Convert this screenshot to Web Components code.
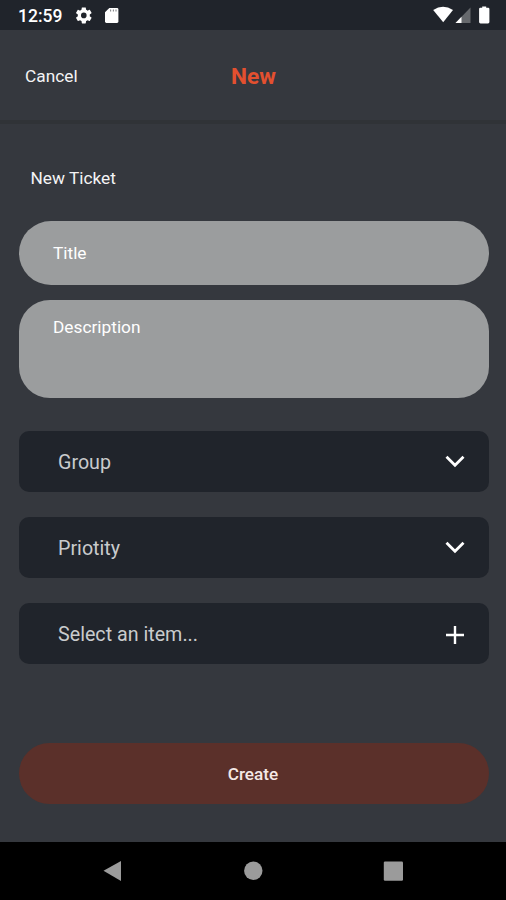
<!DOCTYPE html>
<html lang="en">
<head>
<meta charset="utf-8">
<title>New Ticket</title>
<style>
html,body{margin:0;height:100%;background:#35383e}
body{font-family:Roboto,"Liberation Sans",sans-serif;color:#f4f4f5;overflow:hidden}
</style>
</head>
<body>
<ticket-screen></ticket-screen>
<script>
const define = (name, html) => customElements.define(name, class extends HTMLElement {
  constructor() {
    super();
    const t = document.createElement('template');
    t.innerHTML = html;
    this.attachShadow({mode: 'open'}).append(t.content.cloneNode(true));
  }
});

define('status-bar', `
<style>
:host{display:flex;align-items:flex-start;justify-content:space-between;height:30px;box-sizing:border-box;background:#20242b;padding:0 15px 0 18px}
div{display:flex;height:30px}
span{font-size:17.5px;font-weight:500;line-height:32px;width:58px;color:#fff}
svg{display:block}
</style>
<div><span>12:59</span>
<svg width="46" height="30" viewBox="76 0 46 30" fill="#fff"><path transform="translate(74.2 5.800) scale(.8)" fill-rule="evenodd" d="M19.43 12.98c.04-.32.07-.64.07-.98s-.03-.66-.07-.98l2.11-1.65c.19-.15.24-.42.12-.64l-2-3.46c-.12-.22-.39-.3-.61-.22l-2.49 1c-.52-.4-1.08-.73-1.69-.98l-.38-2.65C14.46 2.18 14.25 2 14 2h-4c-.25 0-.46.18-.49.42l-.38 2.65c-.61.25-1.17.59-1.69.98l-2.49-1c-.23-.09-.49 0-.61.22l-2 3.46c-.13.22-.07.49.12.64l2.11 1.65c-.04.32-.07.65-.07.98s.03.66.07.98l-2.11 1.65c-.19.15-.24.42-.12.64l2 3.46c.12.22.39.3.61.22l2.49-1c.52.4 1.08.73 1.69.98l.38 2.65c.03.24.24.42.49.42h4c.25 0 .46-.18.49-.42l.38-2.65c.61-.25 1.17-.59 1.69-.98l2.49 1c.23.09.49 0 .61-.22l2-3.46c.12-.22.07-.49-.12-.64zM12 15.5a3.5 3.5 0 1 1 0-7 3.5 3.5 0 0 1 0 7z"/>
<path d="M109.3 8H117q1.400 0 1.400 1.400v12.200q0 1.400-1.400 1.400h-10.600q-1.400 0-1.400-1.400V12.200z"/><path stroke="#85878a" stroke-width="1.100" d="M110.600 9.400v2M113.400 9.400v2M116 9.400v2"/></svg></div>
<svg width="58" height="30" viewBox="433 0 58 30" fill="#fff"><path d="M433.200 10Q443 3.300 453 10L443.200 22.300z"/><path fill="#66696d" d="M470.500 7.500V23H455.500z"/><path d="M461.500 16.800V23H455.500z"/><path d="M482.200 7.700v-1.200h4v1.200h2q1.200 0 1.200 1.200V22q0 1.400-1.400 1.400h-7.500q-1.400 0-1.400-1.400V8.900q0-1.200 1.200-1.200z"/></svg>`);

define('app-header', `
<style>
:host{display:grid;grid-template-columns:1fr auto 1fr;align-items:center;height:94px;box-sizing:border-box;border-bottom:4px solid #303337;padding:2px 24px 0 25px}
.action{font-size:17.300px}
.title{font-size:22.700px;font-weight:700;color:#e3502f;padding-top:1px}
</style>
<div class="action"><slot name="action"></slot></div><div class="title"><slot></slot></div>`);

define('text-field', `
<style>
:host{display:block;box-sizing:border-box;height:64px;border-radius:32px;background:#9b9d9e;padding:21px 34.500px 0;font-size:17.300px;line-height:22px;color:#fff}
:host([multiline]){height:98.500px;border-radius:31px;padding-top:16px}
</style><slot></slot>`);

define('picker-row', `
<style>
:host{display:flex;align-items:center;justify-content:space-between;box-sizing:border-box;height:61px;border-radius:10px;background:#20242b;padding:2px 20px 0 39.500px;font-size:19.700px;color:#c9cbcd}
svg{display:block;fill:none;stroke:#fff;stroke-width:2.800}
.plus{display:none}
:host([icon=plus]) .plus{display:block;stroke-width:2.400}
:host([icon=plus]) .chevron{display:none}
</style>
<slot></slot>
<svg class="chevron" width="28" height="28" viewBox="0 0 28 28"><path d="M5.500 8.700L14 17.300L22.500 8.700"/></svg>
<svg class="plus" width="28" height="28" viewBox="0 0 28 28"><path d="M14 6v18M5 15h18"/></svg>`);

define('pill-button', `
<style>
:host{display:flex;align-items:center;justify-content:center;box-sizing:border-box;height:61px;border-radius:31px;background:#5b302a;font-size:17.200px;font-weight:500;padding:0 1px 0 0;color:#f5e9e6}
</style><slot></slot>`);

define('nav-bar', `
<style>
:host{display:flex;height:58px;background:#000}
svg{display:block;fill:#9b9b9b}
</style>
<svg width="506" height="58" viewBox="0 842 506 58"><path d="M103.500 870.800L121 861V881z"/><circle cx="253.300" cy="870.800" r="9.200"/><rect x="383.800" y="861.500" width="19.200" height="19.300" rx="1.200"/></svg>`);

define('ticket-screen', `
<style>
:host{display:flex;flex-direction:column;width:506px;height:900px;background:#35383e}
main{flex:1;display:flex;flex-direction:column;padding:0 17.500px 0 18.500px}
h2{margin:43px 0 31px 12px;font-size:17.300px;font-weight:400;line-height:23px}
text-field+text-field{margin-top:14.500px}
.pickers{display:grid;gap:25px;margin-top:32.500px}
pill-button{margin-top:79.500px}
</style>
<status-bar></status-bar>
<app-header><span slot="action">Cancel</span>New</app-header>
<main>
<h2>New Ticket</h2>
<text-field>Title</text-field>
<text-field multiline>Description</text-field>
<div class="pickers">
<picker-row>Group</picker-row>
<picker-row>Priotity</picker-row>
<picker-row icon="plus">Select an item...</picker-row>
</div>
<pill-button>Create</pill-button>
</main>
<nav-bar></nav-bar>`);
</script>
</body>
</html>
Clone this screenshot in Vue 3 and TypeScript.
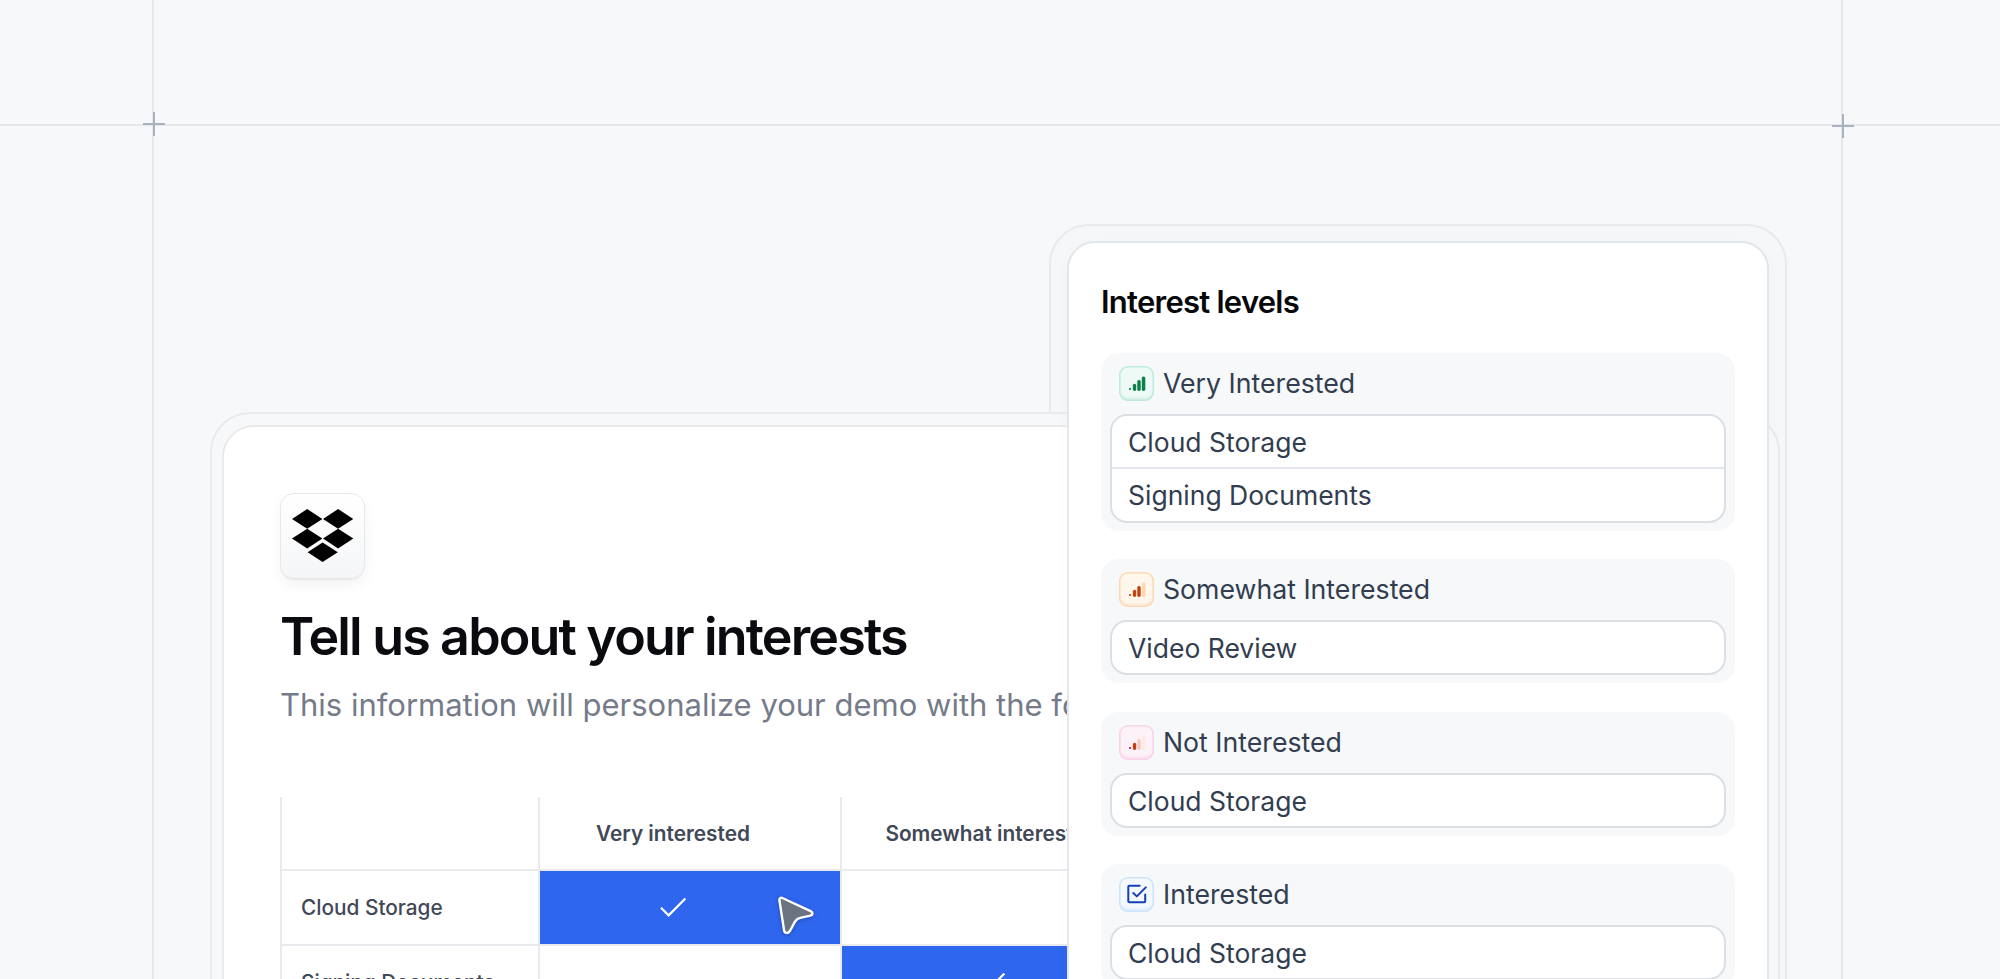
<script setup lang="ts">
import { ref } from 'vue'

interface Bar {
  x: number
  y: number
  w: number
  color: string
}

interface Group {
  name: string
  tone: string
  bars: Bar[]
  items: string[]
}

const signal = (colors: string[]): Bar[] => [
  { x: 10, y: 22, w: 2, color: colors[0] },
  { x: 13.9, y: 17.7, w: 3.3, color: colors[1] },
  { x: 18.3, y: 14, w: 3.4, color: colors[2] },
  { x: 22.8, y: 10.4, w: 3.5, color: colors[3] }
]

const groups = ref<Group[]>([
  {
    name: 'Very Interested',
    tone: 'green',
    bars: signal(['#0b8048', '#0b8048', '#0b8048', '#0b8048']),
    items: ['Cloud Storage', 'Signing Documents']
  },
  {
    name: 'Somewhat Interested',
    tone: 'orange',
    bars: signal(['#c2410c', '#c2410c', '#c2410c', '#fed7aa']),
    items: ['Video Review']
  },
  {
    name: 'Not Interested',
    tone: 'pink',
    bars: signal(['#be185d', '#c2410c', '#f3c9c0', '#ffeadf']),
    items: ['Cloud Storage']
  },
  { name: 'Interested', tone: 'blue', bars: [], items: ['Cloud Storage'] }
])

const columns = ref(['Very interested', 'Somewhat interested'])
const rows = ref([
  { name: 'Cloud Storage', picked: 0 },
  { name: 'Signing Documents', picked: 1 }
])
</script>

<template>
  <div class="canvas">
    <div class="line vertical left"></div>
    <div class="line vertical right"></div>
    <div class="line horizontal"></div>
    <div class="plus plusLeft"></div>
    <div class="plus plusRight"></div>

    <div class="panelFrame"></div>

    <div class="formFrame">
      <div class="form">
        <div class="logo">
          <svg width="62" height="54" viewBox="0 0 62 54">
            <path d="M0 9.9 15.2 0l15.2 9.9-15.2 9.8zM31 9.9 46.1 0l15.2 9.9-15.2 9.8z" />
            <path d="M0 29.6l15.2-9.9 15.2 9.9-15.2 9.8zM31 29.6l15.1-9.9 15.2 9.9-15.2 9.8z" />
            <path d="M15.6 43.2l15-9.8 15.2 9.8-15.2 9.8z" />
          </svg>
        </div>
        <h1 class="title">Tell us about your interests</h1>
        <p class="subtitle">This information will personalize your demo with the following</p>

        <div class="table">
          <div class="row header">
            <div class="cell name"></div>
            <div v-for="column in columns" :key="column" class="cell option">{{ column }}</div>
          </div>
          <div v-for="row in rows" :key="row.name" class="row">
            <div class="cell name">{{ row.name }}</div>
            <div
              v-for="(column, index) in columns"
              :key="column"
              class="cell option"
              :class="{ picked: row.picked === index }"
            >
              <svg v-if="row.picked === index" width="27" height="21" viewBox="0 0 27 21">
                <path d="M1 10.8 8.6 18.4 25.4 1.5" fill="none" stroke="#fff" stroke-width="2.2" />
              </svg>
            </div>
          </div>
        </div>
      </div>
    </div>

    <svg class="cursor" width="44" height="48" viewBox="0 0 44 48">
      <path
        d="M4.4 6.3C4.2 4.3 5.6 3.2 7.4 4L35.6 17.2C38.2 18.4 38 21 35.5 21.6L25.2 23.9C22.4 24.6 21.3 25.3 20 27.6L14.8 37.2C13.3 39.8 9.6 39.4 9.1 36.5Z"
        fill="#6b7280"
        stroke="#fff"
        stroke-width="2.4"
        stroke-linejoin="round"
      />
    </svg>

    <div class="panel">
      <h2 class="panelTitle">Interest levels</h2>
      <div class="groups">
        <div v-for="group in groups" :key="group.name" class="group">
          <div class="groupHead">
            <div class="icon" :class="group.tone">
              <svg width="35" height="35" viewBox="0 0 35 35">
                <rect
                  v-for="bar in group.bars"
                  :key="bar.x"
                  :x="bar.x"
                  :y="bar.y"
                  :width="bar.w"
                  :height="bar.w === 2 ? 2 : 24.9 - bar.y"
                  :rx="bar.w === 2 ? 0.8 : 1.6"
                  :fill="bar.color"
                />
                <g
                  v-if="!group.bars.length"
                  fill="none"
                  stroke="#1540b8"
                  stroke-width="2"
                  stroke-linecap="round"
                  stroke-linejoin="round"
                >
                  <path d="M20.7 8.8H10.3a1 1 0 0 0-1 1v14.4a1 1 0 0 0 1 1h14.9a1 1 0 0 0 1-1v-6.6" />
                  <path d="M14.3 16 17.8 19.4 26.8 10.4" />
                </g>
              </svg>
            </div>
            <span>{{ group.name }}</span>
          </div>
          <div class="items">
            <div v-for="item in group.items" :key="item" class="item">{{ item }}</div>
          </div>
        </div>
      </div>
    </div>
  </div>
</template>

<style>
body {
  margin: 0;
  background: #f7f8fa;
}
</style>

<style scoped>
.canvas {
  position: relative;
  width: 2000px;
  height: 979px;
  overflow: hidden;
  background: #f7f8fa;
  font-family: Inter, 'Liberation Sans', sans-serif;
}
.line {
  position: absolute;
  background: #e5e7e9;
}
.vertical {
  top: 0;
  width: 2px;
  height: 979px;
}
.left {
  left: 152px;
}
.right {
  left: 1841px;
}
.horizontal {
  top: 124px;
  left: 0;
  width: 2000px;
  height: 2px;
}
.plus {
  position: absolute;
  width: 22px;
  height: 24px;
  background:
    linear-gradient(#a9b2bf, #a9b2bf) 10px 0 / 2px 24px no-repeat,
    linear-gradient(#a9b2bf, #a9b2bf) 0 11px / 22px 2px no-repeat;
}
.plusLeft {
  left: 143px;
  top: 112px;
}
.plusRight {
  left: 1832px;
  top: 114px;
}
.panelFrame {
  position: absolute;
  left: 1049px;
  top: 224px;
  width: 738px;
  height: 800px;
  box-sizing: border-box;
  border: 2px solid #e8eaec;
  border-radius: 40px;
  background: #f6f7f9;
}
.formFrame {
  position: absolute;
  left: 210px;
  top: 412px;
  width: 1570px;
  height: 640px;
  box-sizing: border-box;
  padding: 11px 10px;
  border: 2px solid #e8eaec;
  border-radius: 40px;
  background: #f7f8fa;
}
.form {
  height: 700px;
  width: 1545px;
  box-sizing: border-box;
  padding: 66px 0 0 56px;
  border: 2px solid #e8eaec;
  border-radius: 32px;
  background: #fff;
  overflow: hidden;
}
.logo {
  display: flex;
  align-items: center;
  justify-content: center;
  width: 85px;
  height: 86px;
  box-sizing: border-box;
  border: 1px solid #e6e8ea;
  border-radius: 14px;
  background: linear-gradient(#fff, #f5f6f8);
  box-shadow: 0 1px 1px rgba(0, 0, 0, 0.06), 0 6px 14px rgba(0, 0, 0, 0.05);
}
.title {
  margin: 28px 0 0;
  font-size: 52px;
  font-weight: 600;
  line-height: 60px;
  letter-spacing: -1.84px;
  color: #0a0b0f;
  white-space: nowrap;
}
.subtitle {
  margin: 18px 0 0;
  font-size: 31px;
  line-height: 40px;
  color: #757b89;
  white-space: nowrap;
}
.table {
  width: 1160px;
  margin-top: 72px;
  color: #414857;
  font-size: 20.8px;
  font-weight: 500;
}
.row {
  display: flex;
  height: 75px;
  box-sizing: border-box;
  border-bottom: 2px solid #e9eaed;
}
.header {
  height: 74px;
}
.cell {
  display: flex;
  align-items: center;
  box-sizing: border-box;
  border-left: 2px solid #e9eaed;
}
.name {
  width: 258px;
  padding-left: 19px;
}
.option {
  width: 302px;
  padding-right: 34px;
  justify-content: center;
}
.option + .option {
  width: 336px;
}
.header .option {
  font-weight: 600;
}
.picked {
  background: #2f66ee;
}
.cursor {
  position: absolute;
  left: 775px;
  top: 894px;
  filter: drop-shadow(0 1px 2px rgba(0, 0, 0, 0.25));
}
.panel {
  position: absolute;
  left: 1067px;
  top: 241px;
  width: 702px;
  height: 860px;
  box-sizing: border-box;
  padding: 39px 32px;
  border: 2px solid #e3e6ea;
  border-radius: 28px;
  background: #fff;
  box-shadow: 0 4px 16px rgba(0, 0, 0, 0.025);
}
.panelTitle {
  margin: 0;
  font-size: 31px;
  font-weight: 600;
  line-height: 40px;
  letter-spacing: -0.75px;
  color: #07080b;
}
.groups {
  display: flex;
  flex-direction: column;
  gap: 28.3px;
  margin-top: 31px;
}
.group {
  padding: 13px 9px 8px;
  border-radius: 18px;
  background: #f7f8fa;
}
.groupHead {
  display: flex;
  align-items: center;
  gap: 9px;
  padding-left: 9px;
  font-size: 26.7px;
  line-height: 35px;
  color: #323d50;
}
.icon {
  width: 35px;
  height: 35px;
  border-radius: 9px;
}
.icon svg {
  display: block;
}
.green {
  background: #edfaf6;
  box-shadow: inset 0 0 0 1.5px #bcecdb, inset 0 -3px 3px rgba(30, 120, 90, 0.1);
}
.orange {
  background: #fff6ec;
  box-shadow: inset 0 0 0 1.5px #fed9b0, inset 0 -3px 3px rgba(190, 90, 30, 0.1);
}
.pink {
  background: #fdf2f8;
  box-shadow: inset 0 0 0 1.5px #fad3e8, inset 0 -3px 3px rgba(190, 50, 120, 0.1);
}
.blue {
  background: #f3f9ff;
  box-shadow: inset 0 0 0 1.5px #cbe5fb, inset 0 -3px 3px rgba(40, 100, 190, 0.1);
}
.items {
  margin-top: 13px;
  border: 2px solid #dcdfe4;
  border-radius: 17px;
  background: #fff;
}
.item {
  height: 51px;
  padding-left: 16px;
  font-size: 26.5px;
  line-height: 52px;
  color: #323d50;
}
.item + .item {
  height: 52px;
  border-top: 2px solid #e3e6ea;
  line-height: 53px;
}
</style>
::::
== EXERCISE OBJECTIVE ==
Identify all lines where the word "screenshot" shows up. Copy them.

== ANSWER IN FULL ==
Convert this screenshot to Web Components code.
Clone this screenshot in Vue 3 and TypeScript.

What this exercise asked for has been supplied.